[Front-end source files]

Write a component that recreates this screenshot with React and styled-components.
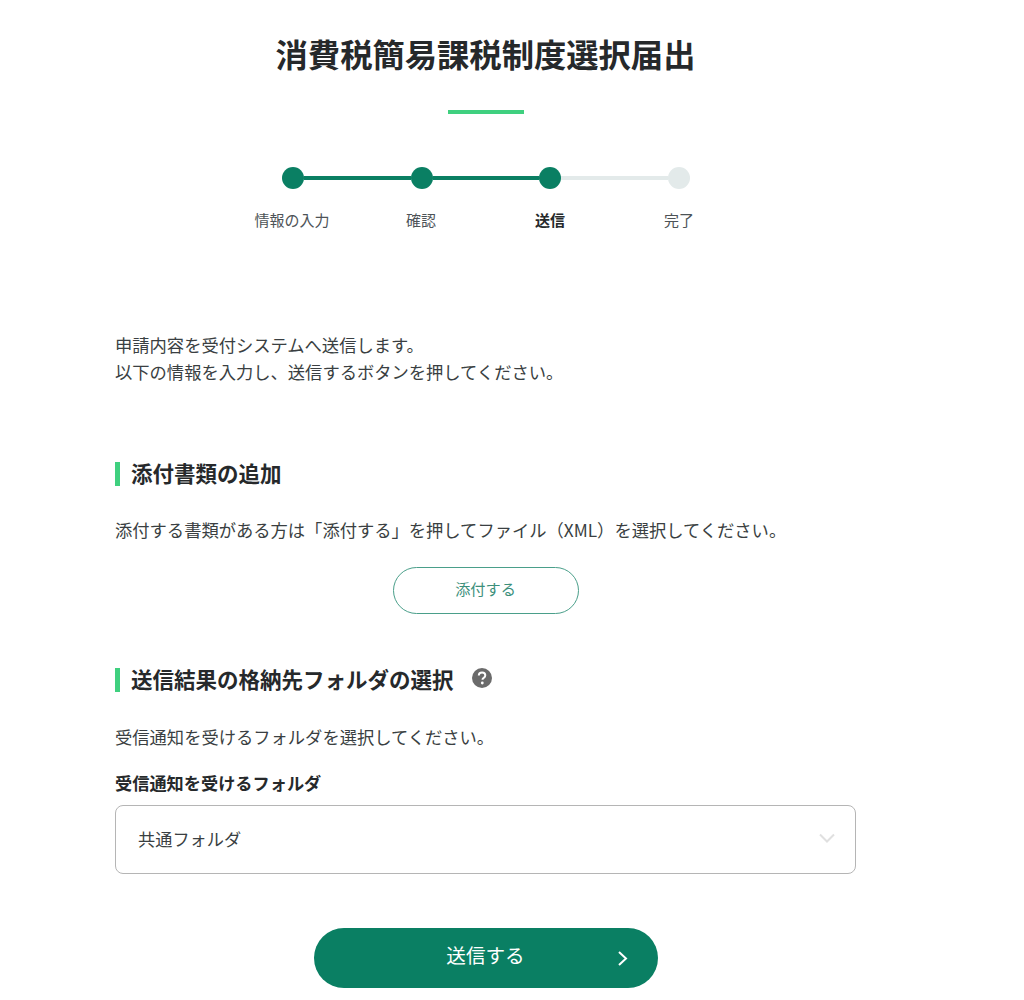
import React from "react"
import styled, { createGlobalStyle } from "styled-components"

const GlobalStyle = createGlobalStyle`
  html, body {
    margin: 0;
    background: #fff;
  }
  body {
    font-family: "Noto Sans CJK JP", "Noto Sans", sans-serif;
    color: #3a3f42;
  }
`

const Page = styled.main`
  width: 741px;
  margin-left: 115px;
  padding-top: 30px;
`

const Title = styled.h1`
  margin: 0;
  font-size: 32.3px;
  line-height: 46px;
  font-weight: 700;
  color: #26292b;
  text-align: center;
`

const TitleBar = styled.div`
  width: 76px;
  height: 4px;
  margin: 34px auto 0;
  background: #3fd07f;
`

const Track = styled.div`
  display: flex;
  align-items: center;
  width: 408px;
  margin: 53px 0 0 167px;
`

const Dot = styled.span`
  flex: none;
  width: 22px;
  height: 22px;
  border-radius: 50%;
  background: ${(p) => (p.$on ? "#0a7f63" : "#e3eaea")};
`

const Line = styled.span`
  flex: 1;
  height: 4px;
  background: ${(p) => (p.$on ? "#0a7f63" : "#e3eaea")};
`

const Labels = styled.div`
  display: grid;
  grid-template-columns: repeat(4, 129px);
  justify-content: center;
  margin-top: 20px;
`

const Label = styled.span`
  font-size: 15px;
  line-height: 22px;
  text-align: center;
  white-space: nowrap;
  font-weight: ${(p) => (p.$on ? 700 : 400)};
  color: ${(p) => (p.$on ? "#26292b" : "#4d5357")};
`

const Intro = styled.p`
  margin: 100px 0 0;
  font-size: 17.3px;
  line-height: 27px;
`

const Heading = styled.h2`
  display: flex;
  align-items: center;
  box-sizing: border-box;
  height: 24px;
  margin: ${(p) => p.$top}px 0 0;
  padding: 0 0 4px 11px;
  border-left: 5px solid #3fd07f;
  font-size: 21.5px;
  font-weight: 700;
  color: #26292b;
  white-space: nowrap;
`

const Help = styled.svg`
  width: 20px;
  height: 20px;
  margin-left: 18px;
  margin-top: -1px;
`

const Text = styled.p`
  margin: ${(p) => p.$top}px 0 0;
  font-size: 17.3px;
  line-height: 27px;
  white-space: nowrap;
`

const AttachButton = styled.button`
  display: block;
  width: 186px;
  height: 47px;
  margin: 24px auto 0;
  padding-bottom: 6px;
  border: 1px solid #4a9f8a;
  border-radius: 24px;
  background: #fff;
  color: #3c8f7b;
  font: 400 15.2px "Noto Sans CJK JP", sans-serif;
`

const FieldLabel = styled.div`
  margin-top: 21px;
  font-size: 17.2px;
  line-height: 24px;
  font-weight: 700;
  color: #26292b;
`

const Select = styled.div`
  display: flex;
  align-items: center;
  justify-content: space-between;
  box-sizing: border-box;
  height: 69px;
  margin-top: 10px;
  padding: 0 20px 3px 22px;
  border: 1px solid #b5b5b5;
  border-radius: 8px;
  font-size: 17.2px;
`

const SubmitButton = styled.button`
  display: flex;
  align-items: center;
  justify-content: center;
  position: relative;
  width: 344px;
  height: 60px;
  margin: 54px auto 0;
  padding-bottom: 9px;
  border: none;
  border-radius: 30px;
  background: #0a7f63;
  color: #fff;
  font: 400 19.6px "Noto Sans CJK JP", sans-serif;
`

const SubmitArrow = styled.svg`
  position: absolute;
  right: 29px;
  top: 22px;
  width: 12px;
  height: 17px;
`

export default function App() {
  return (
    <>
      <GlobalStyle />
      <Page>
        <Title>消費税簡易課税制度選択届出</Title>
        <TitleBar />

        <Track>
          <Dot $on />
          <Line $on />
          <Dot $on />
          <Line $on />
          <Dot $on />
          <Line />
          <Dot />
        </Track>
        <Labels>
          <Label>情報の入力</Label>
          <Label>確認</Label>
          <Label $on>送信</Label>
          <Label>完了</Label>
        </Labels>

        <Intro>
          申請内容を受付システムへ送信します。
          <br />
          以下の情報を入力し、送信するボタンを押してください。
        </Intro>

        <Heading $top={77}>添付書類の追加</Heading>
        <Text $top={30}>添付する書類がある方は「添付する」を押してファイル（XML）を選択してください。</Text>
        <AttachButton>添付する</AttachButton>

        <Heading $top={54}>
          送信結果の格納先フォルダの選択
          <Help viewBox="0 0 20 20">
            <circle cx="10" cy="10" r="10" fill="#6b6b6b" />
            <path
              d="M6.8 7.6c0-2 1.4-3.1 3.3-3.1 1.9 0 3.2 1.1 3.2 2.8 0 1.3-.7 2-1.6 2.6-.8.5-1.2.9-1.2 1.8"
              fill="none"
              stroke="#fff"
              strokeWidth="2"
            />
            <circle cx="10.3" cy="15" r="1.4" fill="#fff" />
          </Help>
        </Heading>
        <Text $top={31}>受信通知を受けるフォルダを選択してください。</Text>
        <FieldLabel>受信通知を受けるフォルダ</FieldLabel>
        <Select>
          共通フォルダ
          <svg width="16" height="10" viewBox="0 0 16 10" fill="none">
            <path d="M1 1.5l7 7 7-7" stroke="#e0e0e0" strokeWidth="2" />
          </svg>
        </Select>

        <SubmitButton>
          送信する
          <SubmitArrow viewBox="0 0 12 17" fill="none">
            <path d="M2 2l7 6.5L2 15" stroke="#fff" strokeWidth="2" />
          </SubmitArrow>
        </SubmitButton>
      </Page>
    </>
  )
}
--
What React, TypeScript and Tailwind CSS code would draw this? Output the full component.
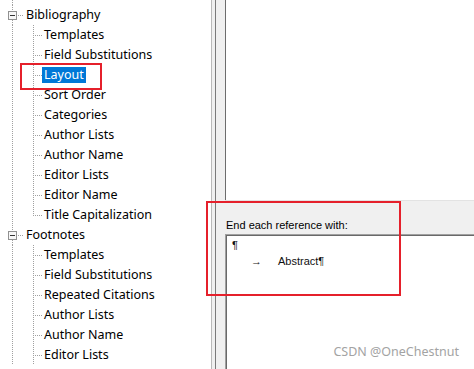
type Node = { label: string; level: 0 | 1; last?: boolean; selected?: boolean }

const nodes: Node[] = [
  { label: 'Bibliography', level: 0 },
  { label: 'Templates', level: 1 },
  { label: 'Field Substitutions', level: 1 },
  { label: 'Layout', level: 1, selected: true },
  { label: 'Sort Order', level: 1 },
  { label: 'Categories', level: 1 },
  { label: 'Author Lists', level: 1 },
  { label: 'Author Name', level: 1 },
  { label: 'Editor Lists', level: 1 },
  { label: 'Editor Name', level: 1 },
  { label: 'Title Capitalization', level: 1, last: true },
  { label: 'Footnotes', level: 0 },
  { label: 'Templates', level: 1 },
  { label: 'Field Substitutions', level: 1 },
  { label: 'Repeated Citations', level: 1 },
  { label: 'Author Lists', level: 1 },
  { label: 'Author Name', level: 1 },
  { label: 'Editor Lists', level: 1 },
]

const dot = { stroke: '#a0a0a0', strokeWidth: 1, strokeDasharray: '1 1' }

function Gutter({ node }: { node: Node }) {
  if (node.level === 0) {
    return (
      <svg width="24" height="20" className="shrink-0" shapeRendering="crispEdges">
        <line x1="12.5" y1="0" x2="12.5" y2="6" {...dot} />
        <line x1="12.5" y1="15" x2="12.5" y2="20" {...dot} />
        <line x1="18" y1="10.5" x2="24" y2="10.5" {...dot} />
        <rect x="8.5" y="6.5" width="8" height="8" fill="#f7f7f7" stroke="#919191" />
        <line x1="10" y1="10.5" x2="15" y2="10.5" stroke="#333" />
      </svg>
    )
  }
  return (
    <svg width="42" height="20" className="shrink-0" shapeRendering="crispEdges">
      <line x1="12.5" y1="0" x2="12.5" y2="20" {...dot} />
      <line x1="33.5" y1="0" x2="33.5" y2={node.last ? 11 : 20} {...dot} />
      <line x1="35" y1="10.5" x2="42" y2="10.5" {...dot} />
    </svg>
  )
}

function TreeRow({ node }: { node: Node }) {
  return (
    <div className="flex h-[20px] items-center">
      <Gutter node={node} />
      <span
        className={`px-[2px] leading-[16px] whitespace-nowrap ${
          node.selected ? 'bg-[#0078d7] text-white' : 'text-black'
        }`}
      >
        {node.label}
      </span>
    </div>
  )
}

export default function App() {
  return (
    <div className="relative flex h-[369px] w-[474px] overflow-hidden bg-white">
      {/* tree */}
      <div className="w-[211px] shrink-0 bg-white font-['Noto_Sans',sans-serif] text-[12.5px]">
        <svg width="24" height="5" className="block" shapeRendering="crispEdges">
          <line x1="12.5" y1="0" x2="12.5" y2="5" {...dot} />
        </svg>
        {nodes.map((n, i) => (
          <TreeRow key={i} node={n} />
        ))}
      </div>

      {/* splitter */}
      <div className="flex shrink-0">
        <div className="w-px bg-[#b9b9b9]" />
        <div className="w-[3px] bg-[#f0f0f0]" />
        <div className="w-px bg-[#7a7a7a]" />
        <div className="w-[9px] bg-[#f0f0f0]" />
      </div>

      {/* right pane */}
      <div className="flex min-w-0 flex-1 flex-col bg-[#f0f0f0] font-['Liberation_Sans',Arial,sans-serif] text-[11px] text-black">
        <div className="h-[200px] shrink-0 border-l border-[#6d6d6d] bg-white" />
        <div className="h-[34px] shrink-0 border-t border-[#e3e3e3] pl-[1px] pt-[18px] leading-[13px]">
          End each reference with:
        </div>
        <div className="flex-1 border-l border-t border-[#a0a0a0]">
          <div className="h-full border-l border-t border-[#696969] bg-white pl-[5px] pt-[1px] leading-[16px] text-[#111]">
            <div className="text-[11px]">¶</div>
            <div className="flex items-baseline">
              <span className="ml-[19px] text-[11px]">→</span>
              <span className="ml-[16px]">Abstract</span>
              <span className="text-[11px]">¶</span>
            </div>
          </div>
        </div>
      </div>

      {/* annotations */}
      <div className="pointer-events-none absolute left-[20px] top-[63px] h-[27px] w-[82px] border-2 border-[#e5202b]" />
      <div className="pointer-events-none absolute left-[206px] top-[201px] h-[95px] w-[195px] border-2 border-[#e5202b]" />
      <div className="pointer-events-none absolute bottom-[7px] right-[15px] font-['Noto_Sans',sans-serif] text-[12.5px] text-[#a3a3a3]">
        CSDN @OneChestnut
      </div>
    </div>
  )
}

EXERCISE -> In the entries above, find the line that contains "What React, TypeScript" and the line that contains "1, strokeDasharray: '1". Reproduce exactly those two lines and every line between them, but not the pictures.

FULL RESPONSE ->
What React, TypeScript and Tailwind CSS code would draw this? Output the full component.
type Node = { label: string; level: 0 | 1; last?: boolean; selected?: boolean }

const nodes: Node[] = [
  { label: 'Bibliography', level: 0 },
  { label: 'Templates', level: 1 },
  { label: 'Field Substitutions', level: 1 },
  { label: 'Layout', level: 1, selected: true },
  { label: 'Sort Order', level: 1 },
  { label: 'Categories', level: 1 },
  { label: 'Author Lists', level: 1 },
  { label: 'Author Name', level: 1 },
  { label: 'Editor Lists', level: 1 },
  { label: 'Editor Name', level: 1 },
  { label: 'Title Capitalization', level: 1, last: true },
  { label: 'Footnotes', level: 0 },
  { label: 'Templates', level: 1 },
  { label: 'Field Substitutions', level: 1 },
  { label: 'Repeated Citations', level: 1 },
  { label: 'Author Lists', level: 1 },
  { label: 'Author Name', level: 1 },
  { label: 'Editor Lists', level: 1 },
]

const dot = { stroke: '#a0a0a0', strokeWidth: 1, strokeDasharray: '1 1' }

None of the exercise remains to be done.